Accompanying this news are recently released unemployment figures that put the national rate at 6.4 percent. In cities like Detroit the unemployment rate is much higher – into double digits – further evidence that most of the jobs to be had are no longer in our crumbling center cities. The New York Times reported last week that blacks are being disproportionately affected by the latest layoffs.

So, the connection: As people continue to flood out of cities, they increasingly leave behind them the poorest blacks and failing infrastructure. And as they move farther out, they bring with them sprawling development and new, tax-funded infrastructure that very few people actually use. Jobs follow. New industry, business and residents further harm the environment.

Americans have followed this wasteful pattern for years now. And – no question about it – the suburbs have been the winners and cities the losers.

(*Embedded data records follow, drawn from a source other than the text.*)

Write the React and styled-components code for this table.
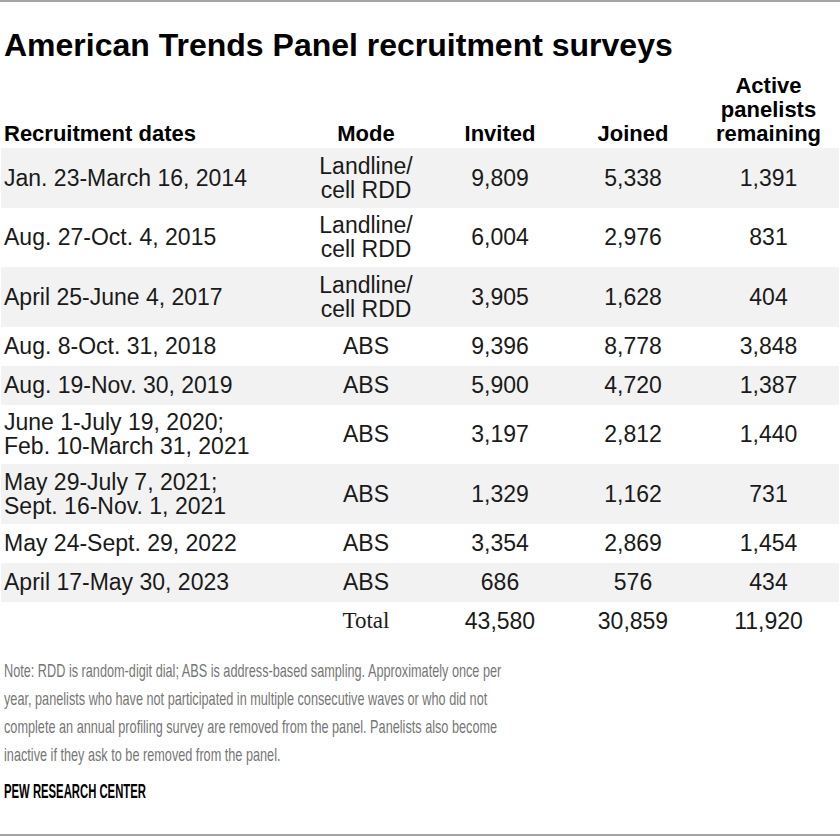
import React from 'react';
import styled, { createGlobalStyle } from 'styled-components';

const rows = [
  { dates: ['Jan. 23-March 16, 2014'], mode: ['Landline/', 'cell RDD'], invited: '9,809', joined: '5,338', active: '1,391', tall: true },
  { dates: ['Aug. 27-Oct. 4, 2015'], mode: ['Landline/', 'cell RDD'], invited: '6,004', joined: '2,976', active: '831', tall: true },
  { dates: ['April 25-June 4, 2017'], mode: ['Landline/', 'cell RDD'], invited: '3,905', joined: '1,628', active: '404', tall: true },
  { dates: ['Aug. 8-Oct. 31, 2018'], mode: ['ABS'], invited: '9,396', joined: '8,778', active: '3,848' },
  { dates: ['Aug. 19-Nov. 30, 2019'], mode: ['ABS'], invited: '5,900', joined: '4,720', active: '1,387' },
  { dates: ['June 1-July 19, 2020;', 'Feb. 10-March 31, 2021'], mode: ['ABS'], invited: '3,197', joined: '2,812', active: '1,440', tall: true },
  { dates: ['May 29-July 7, 2021;', 'Sept. 16-Nov. 1, 2021'], mode: ['ABS'], invited: '1,329', joined: '1,162', active: '731', tall: true },
  { dates: ['May 24-Sept. 29, 2022'], mode: ['ABS'], invited: '3,354', joined: '2,869', active: '1,454' },
  { dates: ['April 17-May 30, 2023'], mode: ['ABS'], invited: '686', joined: '576', active: '434' },
];

const GlobalStyle = createGlobalStyle`
  body {
    margin: 0;
    background: #fff;
    font-family: "Liberation Sans", Arial, sans-serif;
  }
`;

const Frame = styled.div`
  width: 840px;
  height: 836px;
  box-sizing: border-box;
  border-top: 2px solid #a3a3a3;
  border-bottom: 2px solid #a3a3a3;
  padding: 0 1px;
  overflow: hidden;
`;

const Title = styled.h1`
  margin: 25px 0 0 3px;
  font-size: 32px;
  line-height: 36px;
  font-weight: 700;
  color: #000;
`;

const Table = styled.table`
  margin-top: 11px;
  width: 838px;
  border-collapse: collapse;
  table-layout: fixed;
  color: #1a1a1a;
`;

const HeadCell = styled.th`
  padding: 0 0 2px ${p => (p.left ? '3px' : '0')};
  vertical-align: bottom;
  text-align: ${p => (p.left ? 'left' : 'center')};
  font-size: 22px;
  line-height: 24px;
  font-weight: 700;
  color: #000;
`;

const Row = styled.tr`
  background: ${p => (p.striped ? '#f2f2f2' : '#fff')};
  height: ${p => (p.tall ? '59.5px' : '39px')};
`;

const Cell = styled.td`
  padding: 0 0 0 ${p => (p.left ? '3px' : '0')};
  vertical-align: middle;
  text-align: ${p => (p.left ? 'left' : 'center')};
  font-size: 23px;
  line-height: 24px;
  white-space: nowrap;
`;

const TotalLabel = styled.td`
  padding: 0;
  text-align: center;
  font-family: "Liberation Serif", "Times New Roman", serif;
  font-size: 23px;
`;

/* condensed face emulated by a horizontal squeeze */
const Note = styled.p`
  margin: 16px 0 0 3px;
  width: 730px;
  transform: scaleX(0.686);
  transform-origin: left top;
  font-size: 18.5px;
  line-height: 28px;
  color: #767676;
`;

const Source = styled.div`
  margin: 11px 0 0 3px;
  width: 400px;
  transform: scaleX(0.565);
  transform-origin: left top;
  font-size: 20px;
  line-height: 22px;
  font-weight: 700;
  color: #000;
`;

function Lines({ items }) {
  return items.map((t, i) => (
    <React.Fragment key={i}>
      {i > 0 && <br />}
      {t}
    </React.Fragment>
  ));
}

export default function App() {
  return (
    <>
      <GlobalStyle />
      <Frame>
        <Title>American Trends Panel recruitment surveys</Title>
        <Table>
          <colgroup>
            <col style={{ width: 299 }} />
            <col style={{ width: 132 }} />
            <col style={{ width: 136 }} />
            <col style={{ width: 130 }} />
            <col style={{ width: 141 }} />
          </colgroup>
          <thead>
            <tr>
              <HeadCell left>Recruitment dates</HeadCell>
              <HeadCell>Mode</HeadCell>
              <HeadCell>Invited</HeadCell>
              <HeadCell>Joined</HeadCell>
              <HeadCell>Active<br />panelists<br />remaining</HeadCell>
            </tr>
          </thead>
          <tbody>
            {rows.map((r, i) => (
              <Row key={i} striped={i % 2 === 0} tall={r.tall}>
                <Cell left><Lines items={r.dates} /></Cell>
                <Cell><Lines items={r.mode} /></Cell>
                <Cell>{r.invited}</Cell>
                <Cell>{r.joined}</Cell>
                <Cell>{r.active}</Cell>
              </Row>
            ))}
            <Row>
              <Cell left />
              <TotalLabel>Total</TotalLabel>
              <Cell>43,580</Cell>
              <Cell>30,859</Cell>
              <Cell>11,920</Cell>
            </Row>
          </tbody>
        </Table>
        <Note>
          Note: RDD is random-digit dial; ABS is address-based sampling. Approximately once per year, panelists who have not participated in multiple consecutive waves or who did not complete an annual profiling survey are removed from the panel. Panelists also become inactive if they ask to be removed from the panel.
        </Note>
        <Source>PEW RESEARCH CENTER</Source>
      </Frame>
    </>
  );
}
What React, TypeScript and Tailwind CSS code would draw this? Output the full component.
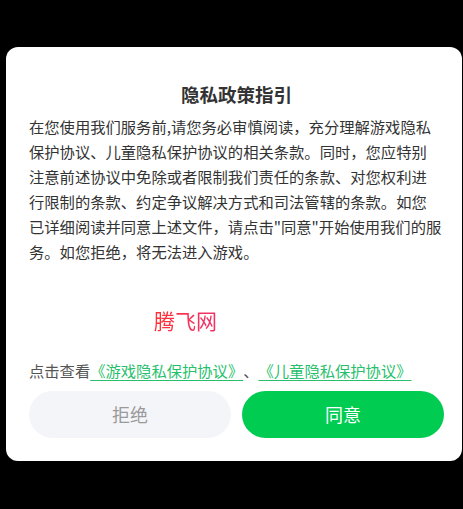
const cjk = { fontFamily: '"Noto Sans CJK SC", "Noto Sans", sans-serif' };

const lines = [
  '在您使用我们服务前,请您务必审慎阅读，充分理解游戏隐私',
  '保护协议、儿童隐私保护协议的相关条款。同时，您应特别',
  '注意前述协议中免除或者限制我们责任的条款、对您权利进',
  '行限制的条款、约定争议解决方式和司法管辖的条款。如您',
  '已详细阅读并同意上述文件，请点击"同意"开始使用我们的服',
  '务。如您拒绝，将无法进入游戏。'
];

export default function App() {
  return (
    <div className="min-h-screen bg-black pt-[47px] pl-[6px] [text-spacing-trim:space-all]" style={cjk}>
      <div className="w-[456px] rounded-[12px] bg-white pt-[34px] pr-[18px] pb-[23px] pl-[23px]">
        <h1 className="text-center text-[18.5px] leading-[26px] font-bold text-[#333]">隐私政策指引</h1>

        <p className="mt-[6.5px] text-[15.3px] leading-[25px] text-[#333]">
          {lines.map(l => (
            <span key={l} className="block whitespace-nowrap">
              {l}
            </span>
          ))}
        </p>

        {/* watermark */}
        <div className="mt-[42px] ml-[125px] w-fit bg-gradient-to-r from-[#ff3030] to-[#f2306a] bg-clip-text text-[21px] leading-[28px] text-transparent">
          腾飞网
        </div>

        <p className="mt-[24.5px] text-[15.3px] leading-[25px] whitespace-nowrap text-[#555]">
          点击查看
          <a className="text-[#27bf6c] underline underline-offset-[3px]">《游戏隐私保护协议》</a>
          、
          <a className="text-[#27bf6c] underline underline-offset-[3px]">《儿童隐私保护协议》 </a>
        </p>

        <div className="mt-[8px] flex gap-[11px]">
          <button className="h-[47px] flex-1 rounded-full bg-[#f4f5f9] text-[18px] text-[#9a9a9a]">拒绝</button>
          <button className="h-[47px] flex-1 rounded-full bg-[#00cc52] text-[18px] text-white">同意</button>
        </div>
      </div>
    </div>
  );
}
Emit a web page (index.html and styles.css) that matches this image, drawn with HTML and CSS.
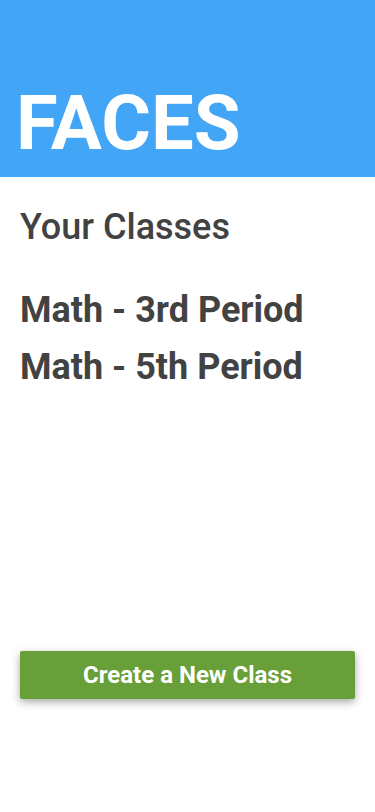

But it was not somehow foreordained that the suburbs would have better schools, less crime, more resources, et cetera. There is no Grand Blueprint that demarcates the good life from the bad life with interstates and Rustling Pines Estates signs. This pattern emerged from specific and deliberate decisions. And it will continue, sprawling and merely semi-conscionable, unless we directly attack it.

There are many, I suspect, who would argue passionately in defense of suburban life. But the issue here is not our own individual quality of life. It is the quality of life of the entire nation – all of us – and our children’s children, et al. I will stop short of saying living in the suburbs is selfish, but that thought should give us pause.

There are some positive signs, especially around Washington and a handful of Sunbelt cities, that Americans are slowly integrating themselves. But we should not hold our breath. Population trends are difficult to identify as they occur. Politicians, for example, often point to a burgeoning black middle class and increased black presence in the suburbs as evidence that America is belatedly moving along a natural course of integration.

But it is quickly becoming clear that those cities – without specific plans to uphold their newfound racial integrity – eventually reach a tipping point when enough black folks move there (often near 20 percent), and they rapidly become mostly black/minority enclaves.

This is not how we should desire to live. Everyone should be able to enjoy what suburbanites do. But in order for that to happen we have to make it so. Passivity will only lead us down roads we’ve already laid.